The Archdiocese of Milwaukee’s annual Chrism Mass was held Tuesday, March 26, at the Cathedral of St. John the Evangelist, Milwaukee. (Photo by Edgar Danilo Batres)

The Cathedral of St. John the Evangelist in downtown Milwaukee was filled with worshippers from every corner of the Archdiocese of Milwaukee on Tuesday, March 26, for the annual Chrism Mass.

Worshippers began gathering an hour early, just to secure seats. The atmosphere was joyful, as people greeted friends and acquaintances from across the archdiocese, while the Archdiocese Choir and instrumentalists warmed up.

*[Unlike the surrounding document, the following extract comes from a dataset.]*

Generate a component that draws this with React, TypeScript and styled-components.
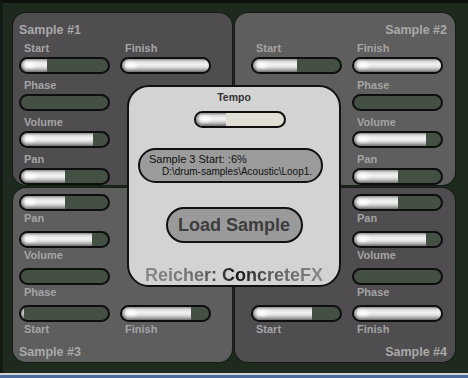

The mood turned reverent as the start of Mass approached.

In this annual liturgy, Archbishop Jerome E. Listecki blesses the Oil of the Sick and the Oil of the Catechumens, and consecrates the Sacred Chrism. At the end of Mass, these three oils are distributed to parish representatives, to be used in the sacramental life of their churches in the coming year.

During the Mass, priests were seated in long rows behind and to the left of the altar, and deacons were seated opposite them to the right. The Mass began with a procession that included many of the Mass participants, including Auxiliary Bishops Jeffrey R. Haines and James T. Schuerman, Auxiliary Bishop Emeritus Richard J. Sklba, Fr. Timothy Kitzke, rector of the cathedral, and Archbishop Listecki.

Nearly three dozen volunteers from the archdiocese staff assisted with setup, greeting and distribution of the oils. Seminarians served as acolytes.

In his homily, Archbishop Listecki reminded worshippers of the centrality of Jesus in our lives, and the truth that through Jesus we are made caregivers of the Church. “Without the Church there is no Christ, and without Christ there is no Church.”

Between the homily and the Liturgy of the Eucharist, there are two special parts that make the Chrism Mass unique.

First came the Renewal of Commitment. Each group at the Mass stood, in turn, and made their vocal pledges of renewed commitment to the Church and their role: first the laity, then the religious and consecrated, followed by the deacons and the priests, and then the bishops.

“There is no greater liturgical event in the year than this Mass,” Archbishop Listecki said. “Every aspect of the ministerial role of the Church is present, and each of us pledges vocally, reaffirming our commitment to the Church.”

After the Renewal of Commitment, the three oils were presented to the archbishop to be blessed.

First, he blessed the Oil of the Sick, which is used for anointing those who are ill or infirm, and which “implores God for a healing, but more so to express hope in the Lord who offers salvation,” Archbishop Listecki explained in an email sent out earlier in the day.

Next, he blessed the Oil of the Catechumens, used to anoint those who are about to be baptized, and “sets apart the anointed to the desire to be one with the work of Christ and His Church.”

Last, he consecrated the Chrism, the oil used in the sacraments of Baptism, Confirmation and Ordination. “It signifies that a person is set apart for sharing in the threefold mission of Christ to sanctify, proclaim and give Christian leadership through our witness to the world.”

To consecrate the oil, the archbishop mixed sweet-smelling balsam into the oil. Then he breathed over the oil, as a sign of the Holy Spirit’s action in consecrating the oil.

The Chrism was presented in numerous vessels. The people bearing the Chrism vessels were transitional deacons whose hands will be anointed with this Chrism at their Ordination in May, a teen who will be anointed with this Chrism at his Confirmation, and a representative from St. Charles Church in Hartland, where this Chrism will be used this weekend in the dedication ceremony for the new church.

Many of the laity in attendance were there to receive the sacred oils for their parishes. Others were there to experience the Chrism Mass, some for the first time. One gentleman, who had been to the Mass many years ago, said he attended again this year because he was “in need of some extra prayers.”

“The Chrism Mass reinforces for me that my priesthood comes from Christ, and also that I do not practice it or exercise it in some place of abstraction,” said Fr. Nathan Reesman, Vicar for Clergy. “I exercise it in the local church of the Archdiocese of Milwaukee, under the authority of my bishops, with my brother priests, and for the faithful who surround me both inside the Cathedral and beyond its walls. I am a father in a local family that is together in good and bad times, for richer or poorer, in sickness and in health. I cannot ever forget these things, which is why I never allow myself to miss the Chrism Mass.”

“These oils are taken back to parishes, connecting us together to the universal work of Christ and his Church,” Archbishop Listecki said. “We are a family joined together by the sacrificial love of Jesus Christ.”